▸ **To be done**
All the data must come back unchanged, except that pictures are left out.

▸ **Recorded information**
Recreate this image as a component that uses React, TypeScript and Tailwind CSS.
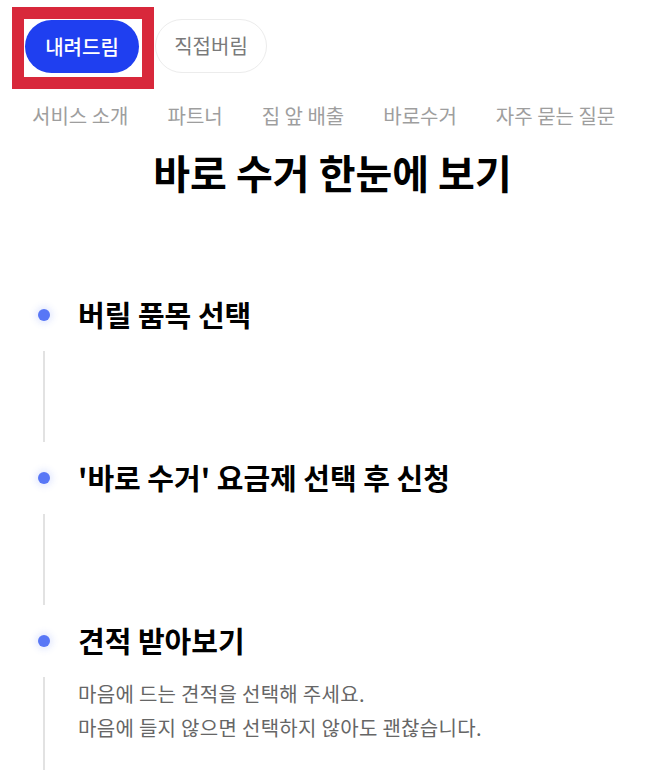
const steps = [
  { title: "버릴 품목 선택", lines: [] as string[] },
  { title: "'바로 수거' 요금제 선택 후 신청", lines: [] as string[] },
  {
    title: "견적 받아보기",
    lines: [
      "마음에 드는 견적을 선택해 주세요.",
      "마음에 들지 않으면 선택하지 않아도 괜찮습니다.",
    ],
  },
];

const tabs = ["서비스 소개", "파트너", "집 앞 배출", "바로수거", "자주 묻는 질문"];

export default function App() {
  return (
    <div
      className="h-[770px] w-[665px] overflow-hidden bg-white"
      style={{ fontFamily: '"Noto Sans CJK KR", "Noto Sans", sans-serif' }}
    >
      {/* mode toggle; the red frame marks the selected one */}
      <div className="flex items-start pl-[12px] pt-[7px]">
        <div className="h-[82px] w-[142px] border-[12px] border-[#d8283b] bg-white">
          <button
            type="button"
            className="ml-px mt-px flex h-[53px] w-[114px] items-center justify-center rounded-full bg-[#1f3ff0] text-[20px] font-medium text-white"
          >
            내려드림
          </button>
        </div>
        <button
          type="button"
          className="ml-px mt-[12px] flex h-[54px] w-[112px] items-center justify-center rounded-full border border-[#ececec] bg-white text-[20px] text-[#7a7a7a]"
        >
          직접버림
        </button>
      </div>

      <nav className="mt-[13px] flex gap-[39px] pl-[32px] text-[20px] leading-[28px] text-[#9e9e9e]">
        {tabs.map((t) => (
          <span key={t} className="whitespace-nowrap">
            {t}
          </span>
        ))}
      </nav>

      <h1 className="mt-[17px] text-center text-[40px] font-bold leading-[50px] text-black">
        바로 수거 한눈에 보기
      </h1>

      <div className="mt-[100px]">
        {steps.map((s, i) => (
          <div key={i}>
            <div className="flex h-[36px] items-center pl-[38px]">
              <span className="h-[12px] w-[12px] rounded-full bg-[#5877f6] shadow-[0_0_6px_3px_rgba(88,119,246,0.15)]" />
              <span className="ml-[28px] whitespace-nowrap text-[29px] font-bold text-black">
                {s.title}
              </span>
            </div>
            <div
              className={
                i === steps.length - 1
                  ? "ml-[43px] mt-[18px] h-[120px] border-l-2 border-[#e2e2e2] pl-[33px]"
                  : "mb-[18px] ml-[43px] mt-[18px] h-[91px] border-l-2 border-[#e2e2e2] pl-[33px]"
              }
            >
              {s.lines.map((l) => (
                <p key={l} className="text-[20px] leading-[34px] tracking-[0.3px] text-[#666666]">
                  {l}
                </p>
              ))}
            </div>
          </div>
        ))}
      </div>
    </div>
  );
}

▸ **Final answer**
Recreate this image as a component that uses React, TypeScript and Tailwind CSS.
const steps = [
  { title: "버릴 품목 선택", lines: [] as string[] },
  { title: "'바로 수거' 요금제 선택 후 신청", lines: [] as string[] },
  {
    title: "견적 받아보기",
    lines: [
      "마음에 드는 견적을 선택해 주세요.",
      "마음에 들지 않으면 선택하지 않아도 괜찮습니다.",
    ],
  },
];

const tabs = ["서비스 소개", "파트너", "집 앞 배출", "바로수거", "자주 묻는 질문"];

export default function App() {
  return (
    <div
      className="h-[770px] w-[665px] overflow-hidden bg-white"
      style={{ fontFamily: '"Noto Sans CJK KR", "Noto Sans", sans-serif' }}
    >
      {/* mode toggle; the red frame marks the selected one */}
      <div className="flex items-start pl-[12px] pt-[7px]">
        <div className="h-[82px] w-[142px] border-[12px] border-[#d8283b] bg-white">
          <button
            type="button"
            className="ml-px mt-px flex h-[53px] w-[114px] items-center justify-center rounded-full bg-[#1f3ff0] text-[20px] font-medium text-white"
          >
            내려드림
          </button>
        </div>
        <button
          type="button"
          className="ml-px mt-[12px] flex h-[54px] w-[112px] items-center justify-center rounded-full border border-[#ececec] bg-white text-[20px] text-[#7a7a7a]"
        >
          직접버림
        </button>
      </div>

      <nav className="mt-[13px] flex gap-[39px] pl-[32px] text-[20px] leading-[28px] text-[#9e9e9e]">
        {tabs.map((t) => (
          <span key={t} className="whitespace-nowrap">
            {t}
          </span>
        ))}
      </nav>

      <h1 className="mt-[17px] text-center text-[40px] font-bold leading-[50px] text-black">
        바로 수거 한눈에 보기
      </h1>

      <div className="mt-[100px]">
        {steps.map((s, i) => (
          <div key={i}>
            <div className="flex h-[36px] items-center pl-[38px]">
              <span className="h-[12px] w-[12px] rounded-full bg-[#5877f6] shadow-[0_0_6px_3px_rgba(88,119,246,0.15)]" />
              <span className="ml-[28px] whitespace-nowrap text-[29px] font-bold text-black">
                {s.title}
              </span>
            </div>
            <div
              className={
                i === steps.length - 1
                  ? "ml-[43px] mt-[18px] h-[120px] border-l-2 border-[#e2e2e2] pl-[33px]"
                  : "mb-[18px] ml-[43px] mt-[18px] h-[91px] border-l-2 border-[#e2e2e2] pl-[33px]"
              }
            >
              {s.lines.map((l) => (
                <p key={l} className="text-[20px] leading-[34px] tracking-[0.3px] text-[#666666]">
                  {l}
                </p>
              ))}
            </div>
          </div>
        ))}
      </div>
    </div>
  );
}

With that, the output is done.